Caricatures, Islam et musulmans en France : entretien avec Ghaleb Bencheikh

A un moment donné, il faut comprendre que l’État français, ne serait-ce que pour sa souveraineté, aplanisse ces difficultés et résolve ces problèmes. La composante islamique de France est essentiellement sunnite, or il n’y a pas de clergé chez les sunnites qui ont toujours été représentés d’un point de vue religieux par un collège d’ulémas qu’on appelle « ceux qui savent lier et délier », sous-entendu les questions épineuses. De nos jours, on n’a pas « ceux qui savent lier et délier », et bien, que l’on suscite par la connaissance et la maîtrise théologique, des hommes et des femmes qui aient aussi la volonté de parler avec compétence de ces problématiques. Pour l’instant, nous n’en voyons pas, ce qui explique la détresse des fidèles musulmans.

La complexité de la situation actuelle ne découle-t-elle pas aussi d’autres considérations, comme la marginalisation d’une bonne partie de la population d’origine immigrée par exemple ?

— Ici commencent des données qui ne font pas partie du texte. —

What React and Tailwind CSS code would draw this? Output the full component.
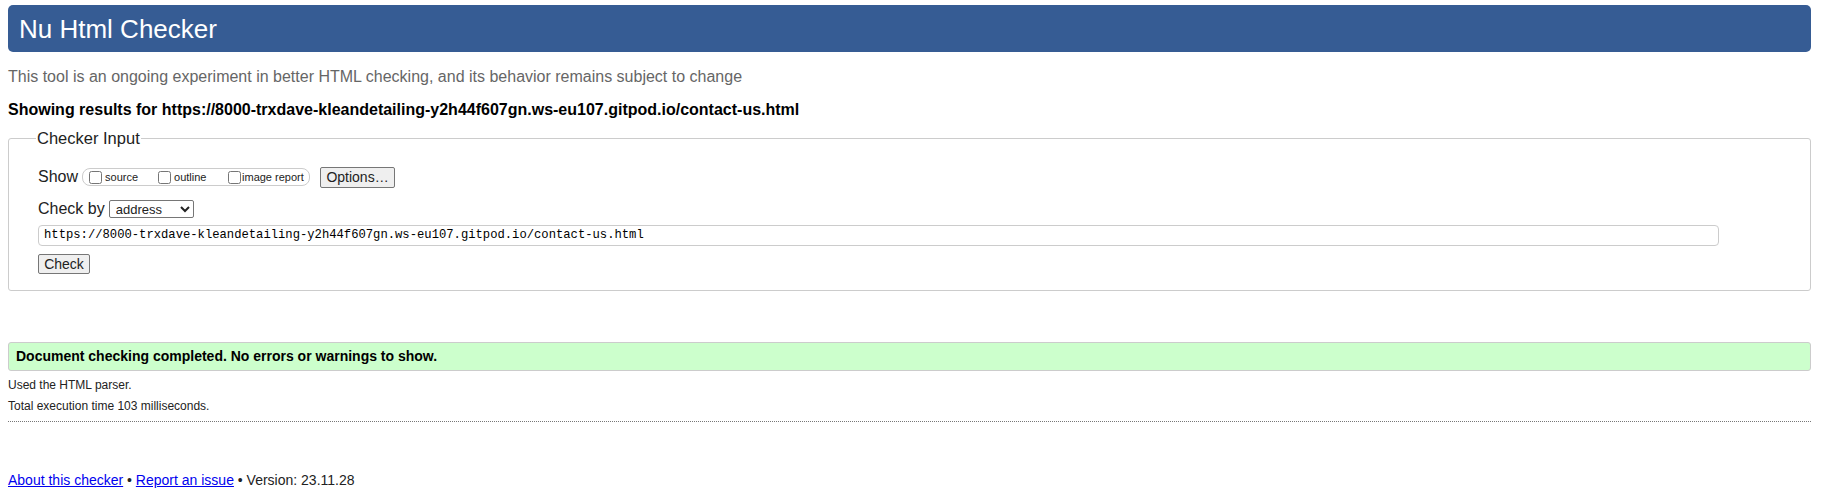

Oui, la situation est complexe. Il y a une condensation multidimensionnelle et plurifactorielle qui explique pourquoi on est arrivé à cette situation. Il y a dans cette sédimentation d’analyses et de grilles de lectures, d’abord l’approche sociologisante, il y a la lecture politique, les rapports internationaux dans la géostratégie, il y a l’approche psychanalytique, il y a encore une autre lecture millénariste, apocalyptique, nihiliste et je rajoute deux autres qui sont de la plus haute importance, c’est la lecture théologique et la lecture culturelle. Il faut savoir que chacune de ces approches a sa pertinence propre, mais aucune d’elles n’épuise à elle seule le sujet. Le drame qu’on voit sur les plateaux de télévision, c’est qu’on mélange l’ensemble, ce qui n’aide pas à la lisibilité ni à la compréhension de la crise de l’islamisme politique et son corollaire l’extrémisme djihadiste violent. Si on prend l’approche sociologisante, oui, une bonne frange de la composante islamique de la nation se trouve être prolétarisée, marginalisée, défavorisée, même déscolarisée. Et l’on assiste à une réislamisation de néophytes telle une revendication politico-identitaire. Il faut travailler là-dessus bien entendu. Si je vais à la strate psychanalytique, l’absence de repères, le manque d’autorité du père, les failles identitaires, le fait de colmater les fêlures morales et identitaires. Parce que la citoyenneté leur a été déniée, ils ont été sensibles au discours de ceux qui viennent leur dire « vous avez une autre appartenance, une autre identité, une autre citoyenneté supranationale » qui est la donne religieuse. Pour la strate théologique, malheureusement, la pensée islamique est en crise. Donc il faut appeler à sa refondation pour entreprendre les différents chantiers titanesques que sont ceux des libertés fondamentales, la liberté de conscience, de ne pas criminaliser l’apostasie, de passer au chantier de l’égalité ontologique et juridique entre les êtres humains par-delà le genre ou les options métaphysiques, de désacraliser la violence, et surtout de séparer le champ du savoir et de la connaissance par rapport à celui de la révélation et de la croyance. Il faut donner de la liberté, de l’autonomie aux sujets musulmans pour qu’ils ne soient pas soumis à la pression communautaire.